SELECT order_date FROM orders WHERE cardnumber='1101220233034404'
Assume that the query optimizer decides to compare the search string with the decoded version of the cardnumber column. That means that the query optimizer has internally rewritten the WHERE clause into the following syntax:
WHERE Decoded_Value(cardnumber)= '1101220233034404'
If an authorized user (QSECOFR or SECADMIN) runs the Select statement with this implementation, then the FieldProc program will always return the clear-text value of the cardnumber column. However, when a non-authorized user (JSMITH) runs this query, the decoded version of the cardnumber column will be a masked value ('************4404') which will never match the specified search string ('1101220233034404').
The query optimizer's behavior for FieldProc column comparisons is controlled by the FIELDPROC_ENCODED_COMPARISON QAQQINI option. (A list of supported values is found in Figure 1 later in this article.)

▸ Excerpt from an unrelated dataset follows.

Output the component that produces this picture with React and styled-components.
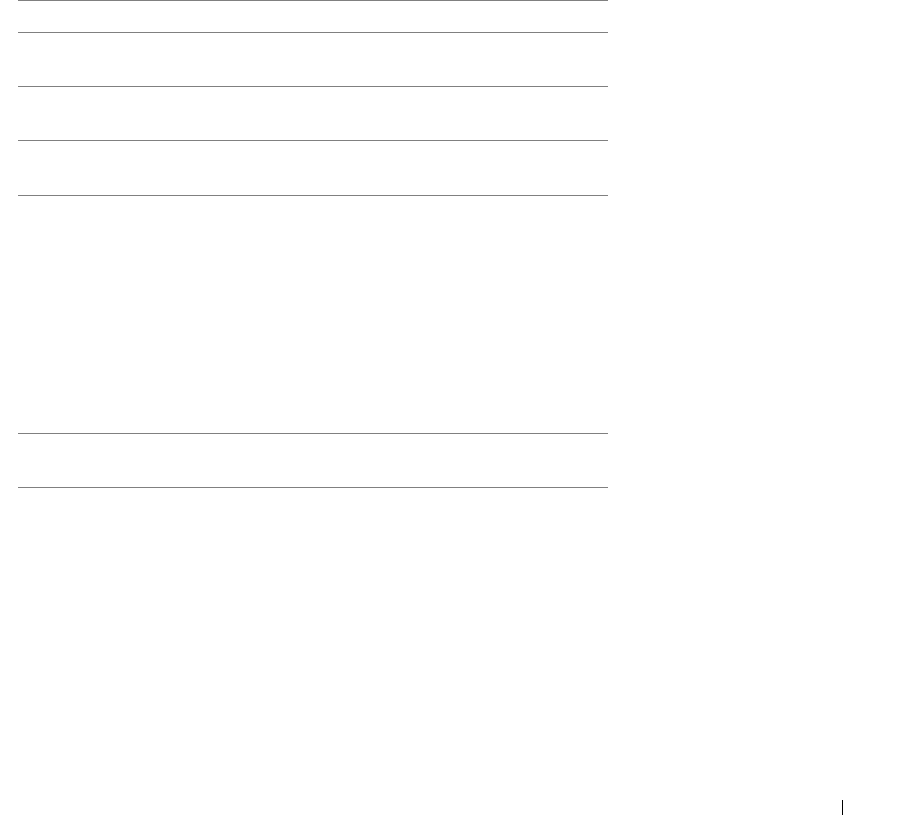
import React from "react";
import styled, { createGlobalStyle } from "styled-components";

const GlobalStyle = createGlobalStyle`
  html, body {
    margin: 0;
    padding: 0;
    background: #ffffff;
    font-family: "Liberation Sans", Arial, sans-serif;
  }
`;

const Page = styled.div`
  min-height: 815px;
  display: flex;
  flex-direction: column;
  box-sizing: border-box;
`;

const Table = styled.div`
  margin-left: 18px;
  width: 590px;
  display: flex;
  flex-direction: column;
  border-bottom: 1px solid #808080;
`;

const Row = styled.div`
  box-sizing: border-box;
  height: ${(p) => p.$h}px;
  border-top: 1px solid #808080;
  display: flex;
  align-items: center;
`;

const Footer = styled.div`
  margin-top: auto;
  display: flex;
  justify-content: flex-end;
  padding-right: 57px;
`;

const Divider = styled.div`
  width: 1px;
  height: 15px;
  background: #000000;
`;

const rows = [32, 54, 54, 55, 238, 54];

export default function App() {
  return (
    <Page>
      <GlobalStyle />
      <Table>
        {rows.map((h, i) => (
          <Row key={i} $h={h} />
        ))}
      </Table>
      <Footer>
        <Divider />
      </Footer>
    </Page>
  );
}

By default, this option is set to the *ALLOW_EQUAL value. Thus, the default behavior will be for the SQL Query Engine (SQE) optimizer to try to compare against the encoded version of the search argument. With this behavior, the query optimizer will attempt to implement the comparison with the following logic:
WHERE cardnumber = Encoded_Value('1101220233034404')

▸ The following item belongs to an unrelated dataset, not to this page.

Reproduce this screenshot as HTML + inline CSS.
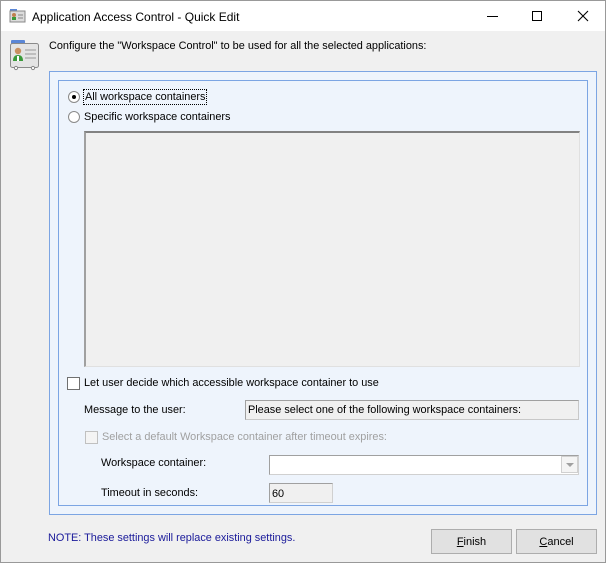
<!DOCTYPE html>
<html><head><style>
*{margin:0;padding:0;box-sizing:border-box}
body{width:606px;height:563px;background:#f0f0f0;font-family:"Liberation Sans",sans-serif;font-size:10.9px;color:#000;position:relative;overflow:hidden}
.a{position:absolute;white-space:nowrap}
#win{position:absolute;left:0;top:0;width:606px;height:563px;border:1px solid #999;border-top:none}
#title{position:absolute;left:0;top:0;width:606px;height:31px;background:#fff;border:1px solid #999;border-bottom:none}
.radio{position:absolute;width:12px;height:12px;border:1px solid #8a8a8a;border-radius:50%;background:#fff}
.chk{position:absolute;width:13px;height:13px;border:1px solid #707070;background:#fff}
.btn{position:absolute;height:25px;border:1px solid #adadad;background:#e1e1e1;text-align:center;line-height:24px;font-size:11px}
</style></head><body>
<div id="win"></div>
<div id="title">
<svg class="a" style="left:8px;top:7px" width="17" height="16" viewBox="0 0 17 16"><rect x="1" y="1" width="7" height="3" fill="#5a86d6"/><rect x="1" y="3" width="15" height="11" fill="#dcdcdc" stroke="#888"/><circle cx="5" cy="7" r="2" fill="#c08050"/><rect x="3" y="9" width="4" height="3" fill="#3a9a3a"/><line x1="9" y1="7" x2="14" y2="7" stroke="#888"/><line x1="9" y1="10" x2="14" y2="10" stroke="#888"/></svg>
<div class="a" style="left:31px;top:9px;font-size:12px">Application Access Control - Quick Edit</div>
<div class="a" style="left:486px;top:15px;width:11px;height:1px;background:#000"></div>
<div class="a" style="left:531px;top:10px;width:10px;height:10px;border:1px solid #000"></div>
<svg class="a" style="left:576px;top:9px" width="12" height="12"><path d="M1 1L11 11M11 1L1 11" stroke="#000" stroke-width="1.1"/></svg>
</div>
<svg class="a" style="left:9px;top:39px" width="32" height="32" viewBox="0 0 32 32"><rect x="2" y="1" width="14" height="5" rx="1" fill="#5a86d6"/><rect x="1.5" y="4.5" width="28" height="24" rx="2" fill="#e4e4e4" stroke="#8a8a8a"/><circle cx="9" cy="12" r="3.2" fill="#c89060"/><path d="M4 22q0-6 5-6t5 6z" fill="#3a9a3a"/><rect x="8" y="17" width="2" height="5" fill="#fff"/><line x1="16" y1="11" x2="27" y2="11" stroke="#999"/><line x1="16" y1="15" x2="27" y2="15" stroke="#999"/><line x1="16" y1="19" x2="27" y2="19" stroke="#999"/><circle cx="7" cy="29" r="1.6" fill="#fff" stroke="#888"/><circle cx="24" cy="29" r="1.6" fill="#fff" stroke="#888"/></svg>
<div class="a" style="left:49px;top:40px">Configure the "Workspace Control" to be used for all the selected applications:</div>
<div class="a" style="left:49px;top:71px;width:548px;height:444px;border:1px solid #7ca5e3;background:#eef4fc"></div>
<div class="a" style="left:58px;top:80px;width:530px;height:426px;border:1px solid #7ca5e3;background:#eef4fc"></div>
<div class="radio" style="left:68px;top:91px"><div style="position:absolute;left:3px;top:3px;width:4px;height:4px;border-radius:50%;background:#000"></div></div>
<div class="a" style="left:83px;top:89px;border:1px dotted #000;padding:0 1px;line-height:14px">All workspace containers</div>
<div class="radio" style="left:68px;top:111px"></div>
<div class="a" style="left:84px;top:111px">Specific workspace containers</div>
<div class="a" style="left:84px;top:131px;width:496px;height:236px;border:1px solid #e0e0e0;border-top:2px solid #828282;border-left:2px solid #a0a0a0;background:#f0f0f0"></div>
<div class="chk" style="left:67px;top:377px"></div>
<div class="a" style="left:84px;top:377px">Let user decide which accessible workspace container to use</div>
<div class="a" style="left:84px;top:404px">Message to the user:</div>
<div class="a" style="left:245px;top:400px;width:334px;height:20px;border:1px solid #c8c8c8;border-top-color:#a0a0a0;border-left-color:#a0a0a0;background:#f0f0f0;padding:3px 0 0 2px">Please select one of the following workspace containers:</div>
<div class="chk" style="left:85px;top:431px;border-color:#c0c0c0;background:#f4f4f4"></div>
<div class="a" style="left:102px;top:431px;color:#a0a0a0">Select a default Workspace container after timeout expires:</div>
<div class="a" style="left:101px;top:457px">Workspace container:</div>
<div class="a" style="left:269px;top:455px;width:310px;height:20px;border:1px solid #d0d0d0;border-top-color:#a0a0a0;border-left-color:#a0a0a0;background:#fff"></div>
<div class="a" style="left:561px;top:456px;width:17px;height:17px;border:1px solid #d0d0d0;background:#f4f4f4"><div style="position:absolute;left:4px;top:6px;border-left:4px solid transparent;border-right:4px solid transparent;border-top:4px solid #a0a0a0"></div></div>
<div class="a" style="left:101px;top:487px">Timeout in seconds:</div>
<div class="a" style="left:269px;top:483px;width:64px;height:20px;border:1px solid #d0d0d0;border-top-color:#a0a0a0;border-left-color:#a0a0a0;background:#f0f0f0;padding:4px 0 0 2px">60</div>
<div class="a" style="left:48px;top:532px;color:#1a1a9a">NOTE: These settings will replace existing settings.</div>
<div class="btn" style="left:431px;top:529px;width:81px"><u>F</u>inish</div>
<div class="btn" style="left:516px;top:529px;width:81px"><u>C</u>ancel</div>
</body></html>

This implementation offers better performance because the FieldProc program is called only once to produce an encoded version of the search argument instead of being called to decode every cardnumber value stored in the table. The *ALLOW_EQUAL setting also causes the optimizer to use the encoded version of the FieldProc column when performing Group By and Distinct processing.
The good news is that the *ALLOW_EQUAL setting improves performance with usage of the encoded value, but the bad news is that not all parts of the query implementation can use the encode value. The decoded version of a FieldProc column is used on inequality (>, <=, etc.) comparisons, LIKE predicates, and the processing for the Order By and the Min/Max functions. The following SQL statement represents the optimizer's implementation for a more complex request.
SELECT order_date FROM orders WHERE
WHERE cardnumber = Encoded_Value('1101220233034404') OR
Decoded_Value(cardnumber) LIKE '1101*'
With the optimizer using a mix of encoded and decoded value of a FieldProc column in query implementations, it's easy to see how FieldProc programs with conditional masking support can cause inconsistent query results.
Allow query optimizer to use the encoded value of FieldProc columns in comparisons to optimize performance. This optimization is allowed for Equal and Not Equal comparisons along with GROUP BY & DISTINCT processing.
In addition to optimizations supported by *ALLOW_EQUAL, optimizer can use encoded values with inequality comparisons (>, <=, …), ORDER BY, and MIN/MAX grouping functions.
Optimizations with encoded value are allowed on LIKE predicate in addition to optimizations supported by *ALLOW_RANGE.
Optimizer is not allowed to optimize performance by using encoded value of FieldProc columns.
Figure 1: Supported values for the FIELDPROC_ENCODED_COMPARISON option
As you can see in Figure 1, the values of *ALLOW_RANGE and *ALL do enable the encoded value of a FieldProc to be used in more aspects of the query implementation to improve performance. However, those values may produce unexpected results when the encoded values produce a different ordering than the original data value. For instance, the *ALLOW_RANGE and *ALL values would result in the query optimizer ordering the results for the following Select statement by the encoded value of the cardnumber column.
SELECT order_date, order_amount, cardnumber FROM orders
ORDER BY cardnumber
Most applications expect the query results to be sorted based on the decoded value of the cardnumber column. Figure 2 demonstrates what the results sorted by the encoded value of the cardnumber column could look like. Based on this behavior, it's clear that the value of the FIELDPROC_ENCODED_COMPARISON QAQQINI option should be chosen only after careful planning has occurred. Remember that it is possible to change a QAQQINI option value between query executions. The DB2 for i Performance and Query Optimization Guide contains additional information on using QAQQINI options.
Figure 2: Output from Select statement sorted by encoded version of CARDNUMBER column
*NONE is the only value of the FIELDPROC_ENCODED_COMPARISON QAQQINI option yet to be discussed. The *NONE value is the only value supported by the Classic Query Engine (CQE). With the IBM i 7.1 release, all Query/400 and OPNQRYF (Open Query File) requests are processed by CQE, which means that those two interfaces will always operate with a value of *NONE, regardless of what value has been assigned to the FIELDPROC_ENCODED_COMPARISON QAQQINI option.
Setting the QAQQINI option to *NONE causes the optimizer to always use the decoded version of FieldProc column values. Performance will suffer with this setting because it will cause many calls to the FieldProc program to decode values stored in FieldProc columns. On the positive side, the *NONE behavior is the simplest to understand because all parts of a query implementation use the decoded value.
As mentioned earlier, the *NONE implementation can be confusing when the FieldProc program contains conditional masking logic because the decoded value of a FieldProc column will vary across users. In these cases, a developer may need to have two different versions of a query: one query for authorized users to run and a different query for unauthorized users.
As you can see, the new conditional masking support for Field Procedures has several configuration options and side effects that need to be reviewed before diving into implementation. Despite this complexity, the conditional masking support definitely provides developers with another tool for protecting sensitive data.